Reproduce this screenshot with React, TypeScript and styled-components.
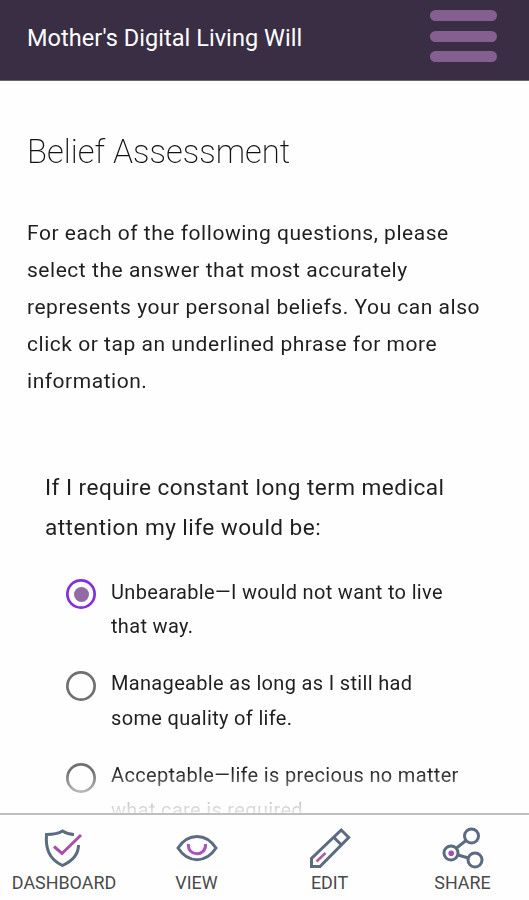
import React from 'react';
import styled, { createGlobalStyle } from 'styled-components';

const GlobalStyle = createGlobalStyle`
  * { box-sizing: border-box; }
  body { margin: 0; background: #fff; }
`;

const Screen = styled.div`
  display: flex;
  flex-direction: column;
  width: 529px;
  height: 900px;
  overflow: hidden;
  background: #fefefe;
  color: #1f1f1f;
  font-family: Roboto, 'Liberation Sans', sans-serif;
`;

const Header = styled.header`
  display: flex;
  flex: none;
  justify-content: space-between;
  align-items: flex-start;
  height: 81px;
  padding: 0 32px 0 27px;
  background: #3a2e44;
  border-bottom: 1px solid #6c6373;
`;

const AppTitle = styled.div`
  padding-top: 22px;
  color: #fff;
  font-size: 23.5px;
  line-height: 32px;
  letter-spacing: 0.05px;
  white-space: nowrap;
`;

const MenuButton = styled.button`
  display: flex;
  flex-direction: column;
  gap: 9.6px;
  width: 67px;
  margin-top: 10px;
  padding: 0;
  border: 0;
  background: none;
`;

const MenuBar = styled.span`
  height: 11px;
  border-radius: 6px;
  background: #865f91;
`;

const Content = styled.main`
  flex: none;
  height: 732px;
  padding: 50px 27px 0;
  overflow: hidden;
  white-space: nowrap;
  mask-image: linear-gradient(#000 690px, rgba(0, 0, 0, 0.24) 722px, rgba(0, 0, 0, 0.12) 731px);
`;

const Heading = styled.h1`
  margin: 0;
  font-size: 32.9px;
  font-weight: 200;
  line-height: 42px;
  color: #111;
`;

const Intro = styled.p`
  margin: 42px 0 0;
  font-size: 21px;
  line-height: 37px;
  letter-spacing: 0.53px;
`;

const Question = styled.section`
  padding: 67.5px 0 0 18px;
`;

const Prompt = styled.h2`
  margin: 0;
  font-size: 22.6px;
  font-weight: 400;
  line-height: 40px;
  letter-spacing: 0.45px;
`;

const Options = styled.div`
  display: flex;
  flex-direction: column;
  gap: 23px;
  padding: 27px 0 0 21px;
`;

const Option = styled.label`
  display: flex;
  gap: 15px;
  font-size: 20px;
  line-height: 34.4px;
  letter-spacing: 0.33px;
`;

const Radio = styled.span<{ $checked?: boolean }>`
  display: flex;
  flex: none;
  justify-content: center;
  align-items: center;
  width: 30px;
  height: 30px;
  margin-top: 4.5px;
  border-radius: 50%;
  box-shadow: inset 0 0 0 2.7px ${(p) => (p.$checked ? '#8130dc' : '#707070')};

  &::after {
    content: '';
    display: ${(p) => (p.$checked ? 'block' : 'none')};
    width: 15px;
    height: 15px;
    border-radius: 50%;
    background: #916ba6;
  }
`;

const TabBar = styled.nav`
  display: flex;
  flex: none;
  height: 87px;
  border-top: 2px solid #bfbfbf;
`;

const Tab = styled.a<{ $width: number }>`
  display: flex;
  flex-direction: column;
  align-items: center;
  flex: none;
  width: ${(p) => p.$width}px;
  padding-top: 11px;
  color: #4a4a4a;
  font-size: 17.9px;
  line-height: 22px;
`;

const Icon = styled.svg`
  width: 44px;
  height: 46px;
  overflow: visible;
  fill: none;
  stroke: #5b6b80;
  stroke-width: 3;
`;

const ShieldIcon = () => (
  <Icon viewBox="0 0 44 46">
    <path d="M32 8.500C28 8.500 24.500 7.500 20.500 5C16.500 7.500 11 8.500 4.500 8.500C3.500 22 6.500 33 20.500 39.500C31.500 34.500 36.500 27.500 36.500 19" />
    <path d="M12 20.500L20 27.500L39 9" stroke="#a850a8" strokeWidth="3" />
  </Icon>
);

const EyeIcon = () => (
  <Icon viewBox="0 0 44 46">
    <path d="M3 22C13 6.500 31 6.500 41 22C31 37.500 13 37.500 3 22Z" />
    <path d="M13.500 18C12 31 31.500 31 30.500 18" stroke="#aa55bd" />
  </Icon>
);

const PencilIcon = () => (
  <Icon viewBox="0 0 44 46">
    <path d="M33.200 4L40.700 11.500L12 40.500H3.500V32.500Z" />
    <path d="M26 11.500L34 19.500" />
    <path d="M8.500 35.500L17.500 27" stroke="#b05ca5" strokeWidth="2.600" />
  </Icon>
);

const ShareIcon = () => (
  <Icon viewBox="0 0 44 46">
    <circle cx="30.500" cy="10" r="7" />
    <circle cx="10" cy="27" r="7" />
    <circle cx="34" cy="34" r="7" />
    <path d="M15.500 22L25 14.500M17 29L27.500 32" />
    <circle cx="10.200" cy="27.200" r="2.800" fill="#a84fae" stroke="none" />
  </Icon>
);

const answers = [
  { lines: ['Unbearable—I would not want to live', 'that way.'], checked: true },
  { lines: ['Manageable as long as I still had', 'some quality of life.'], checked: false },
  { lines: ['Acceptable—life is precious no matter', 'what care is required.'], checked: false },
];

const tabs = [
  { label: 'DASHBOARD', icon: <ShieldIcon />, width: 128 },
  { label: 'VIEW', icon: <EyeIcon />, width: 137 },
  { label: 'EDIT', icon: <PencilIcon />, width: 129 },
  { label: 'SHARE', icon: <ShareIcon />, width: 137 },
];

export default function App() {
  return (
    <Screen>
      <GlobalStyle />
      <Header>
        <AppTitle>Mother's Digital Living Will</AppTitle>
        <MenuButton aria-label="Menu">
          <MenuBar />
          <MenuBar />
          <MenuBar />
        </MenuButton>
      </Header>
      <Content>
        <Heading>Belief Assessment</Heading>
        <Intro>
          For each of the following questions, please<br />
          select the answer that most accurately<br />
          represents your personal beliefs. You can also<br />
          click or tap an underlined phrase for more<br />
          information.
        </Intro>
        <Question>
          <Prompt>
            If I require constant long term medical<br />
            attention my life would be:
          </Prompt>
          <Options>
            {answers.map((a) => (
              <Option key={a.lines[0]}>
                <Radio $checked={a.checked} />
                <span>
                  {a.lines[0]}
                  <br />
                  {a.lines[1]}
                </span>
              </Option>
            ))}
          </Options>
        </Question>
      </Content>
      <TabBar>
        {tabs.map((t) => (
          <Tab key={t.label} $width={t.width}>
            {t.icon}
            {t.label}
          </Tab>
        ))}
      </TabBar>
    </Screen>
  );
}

++++++++

Directive
Retype the data above exactly; pictures are not part of the copy.

In response
Reproduce this screenshot with React, TypeScript and styled-components.
import React from 'react';
import styled, { createGlobalStyle } from 'styled-components';

const GlobalStyle = createGlobalStyle`
  * { box-sizing: border-box; }
  body { margin: 0; background: #fff; }
`;

const Screen = styled.div`
  display: flex;
  flex-direction: column;
  width: 529px;
  height: 900px;
  overflow: hidden;
  background: #fefefe;
  color: #1f1f1f;
  font-family: Roboto, 'Liberation Sans', sans-serif;
`;

const Header = styled.header`
  display: flex;
  flex: none;
  justify-content: space-between;
  align-items: flex-start;
  height: 81px;
  padding: 0 32px 0 27px;
  background: #3a2e44;
  border-bottom: 1px solid #6c6373;
`;

const AppTitle = styled.div`
  padding-top: 22px;
  color: #fff;
  font-size: 23.5px;
  line-height: 32px;
  letter-spacing: 0.05px;
  white-space: nowrap;
`;

const MenuButton = styled.button`
  display: flex;
  flex-direction: column;
  gap: 9.6px;
  width: 67px;
  margin-top: 10px;
  padding: 0;
  border: 0;
  background: none;
`;

const MenuBar = styled.span`
  height: 11px;
  border-radius: 6px;
  background: #865f91;
`;

const Content = styled.main`
  flex: none;
  height: 732px;
  padding: 50px 27px 0;
  overflow: hidden;
  white-space: nowrap;
  mask-image: linear-gradient(#000 690px, rgba(0, 0, 0, 0.24) 722px, rgba(0, 0, 0, 0.12) 731px);
`;

const Heading = styled.h1`
  margin: 0;
  font-size: 32.9px;
  font-weight: 200;
  line-height: 42px;
  color: #111;
`;

const Intro = styled.p`
  margin: 42px 0 0;
  font-size: 21px;
  line-height: 37px;
  letter-spacing: 0.53px;
`;

const Question = styled.section`
  padding: 67.5px 0 0 18px;
`;

const Prompt = styled.h2`
  margin: 0;
  font-size: 22.6px;
  font-weight: 400;
  line-height: 40px;
  letter-spacing: 0.45px;
`;

const Options = styled.div`
  display: flex;
  flex-direction: column;
  gap: 23px;
  padding: 27px 0 0 21px;
`;

const Option = styled.label`
  display: flex;
  gap: 15px;
  font-size: 20px;
  line-height: 34.4px;
  letter-spacing: 0.33px;
`;

const Radio = styled.span<{ $checked?: boolean }>`
  display: flex;
  flex: none;
  justify-content: center;
  align-items: center;
  width: 30px;
  height: 30px;
  margin-top: 4.5px;
  border-radius: 50%;
  box-shadow: inset 0 0 0 2.7px ${(p) => (p.$checked ? '#8130dc' : '#707070')};

  &::after {
    content: '';
    display: ${(p) => (p.$checked ? 'block' : 'none')};
    width: 15px;
    height: 15px;
    border-radius: 50%;
    background: #916ba6;
  }
`;

const TabBar = styled.nav`
  display: flex;
  flex: none;
  height: 87px;
  border-top: 2px solid #bfbfbf;
`;

const Tab = styled.a<{ $width: number }>`
  display: flex;
  flex-direction: column;
  align-items: center;
  flex: none;
  width: ${(p) => p.$width}px;
  padding-top: 11px;
  color: #4a4a4a;
  font-size: 17.9px;
  line-height: 22px;
`;

const Icon = styled.svg`
  width: 44px;
  height: 46px;
  overflow: visible;
  fill: none;
  stroke: #5b6b80;
  stroke-width: 3;
`;

const ShieldIcon = () => (
  <Icon viewBox="0 0 44 46">
    <path d="M32 8.500C28 8.500 24.500 7.500 20.500 5C16.500 7.500 11 8.500 4.500 8.500C3.500 22 6.500 33 20.500 39.500C31.500 34.500 36.500 27.500 36.500 19" />
    <path d="M12 20.500L20 27.500L39 9" stroke="#a850a8" strokeWidth="3" />
  </Icon>
);

const EyeIcon = () => (
  <Icon viewBox="0 0 44 46">
    <path d="M3 22C13 6.500 31 6.500 41 22C31 37.500 13 37.500 3 22Z" />
    <path d="M13.500 18C12 31 31.500 31 30.500 18" stroke="#aa55bd" />
  </Icon>
);

const PencilIcon = () => (
  <Icon viewBox="0 0 44 46">
    <path d="M33.200 4L40.700 11.500L12 40.500H3.500V32.500Z" />
    <path d="M26 11.500L34 19.500" />
    <path d="M8.500 35.500L17.500 27" stroke="#b05ca5" strokeWidth="2.600" />
  </Icon>
);

const ShareIcon = () => (
  <Icon viewBox="0 0 44 46">
    <circle cx="30.500" cy="10" r="7" />
    <circle cx="10" cy="27" r="7" />
    <circle cx="34" cy="34" r="7" />
    <path d="M15.500 22L25 14.500M17 29L27.500 32" />
    <circle cx="10.200" cy="27.200" r="2.800" fill="#a84fae" stroke="none" />
  </Icon>
);

const answers = [
  { lines: ['Unbearable—I would not want to live', 'that way.'], checked: true },
  { lines: ['Manageable as long as I still had', 'some quality of life.'], checked: false },
  { lines: ['Acceptable—life is precious no matter', 'what care is required.'], checked: false },
];

const tabs = [
  { label: 'DASHBOARD', icon: <ShieldIcon />, width: 128 },
  { label: 'VIEW', icon: <EyeIcon />, width: 137 },
  { label: 'EDIT', icon: <PencilIcon />, width: 129 },
  { label: 'SHARE', icon: <ShareIcon />, width: 137 },
];

export default function App() {
  return (
    <Screen>
      <GlobalStyle />
      <Header>
        <AppTitle>Mother's Digital Living Will</AppTitle>
        <MenuButton aria-label="Menu">
          <MenuBar />
          <MenuBar />
          <MenuBar />
        </MenuButton>
      </Header>
      <Content>
        <Heading>Belief Assessment</Heading>
        <Intro>
          For each of the following questions, please<br />
          select the answer that most accurately<br />
          represents your personal beliefs. You can also<br />
          click or tap an underlined phrase for more<br />
          information.
        </Intro>
        <Question>
          <Prompt>
            If I require constant long term medical<br />
            attention my life would be:
          </Prompt>
          <Options>
            {answers.map((a) => (
              <Option key={a.lines[0]}>
                <Radio $checked={a.checked} />
                <span>
                  {a.lines[0]}
                  <br />
                  {a.lines[1]}
                </span>
              </Option>
            ))}
          </Options>
        </Question>
      </Content>
      <TabBar>
        {tabs.map((t) => (
          <Tab key={t.label} $width={t.width}>
            {t.icon}
            {t.label}
          </Tab>
        ))}
      </TabBar>
    </Screen>
  );
}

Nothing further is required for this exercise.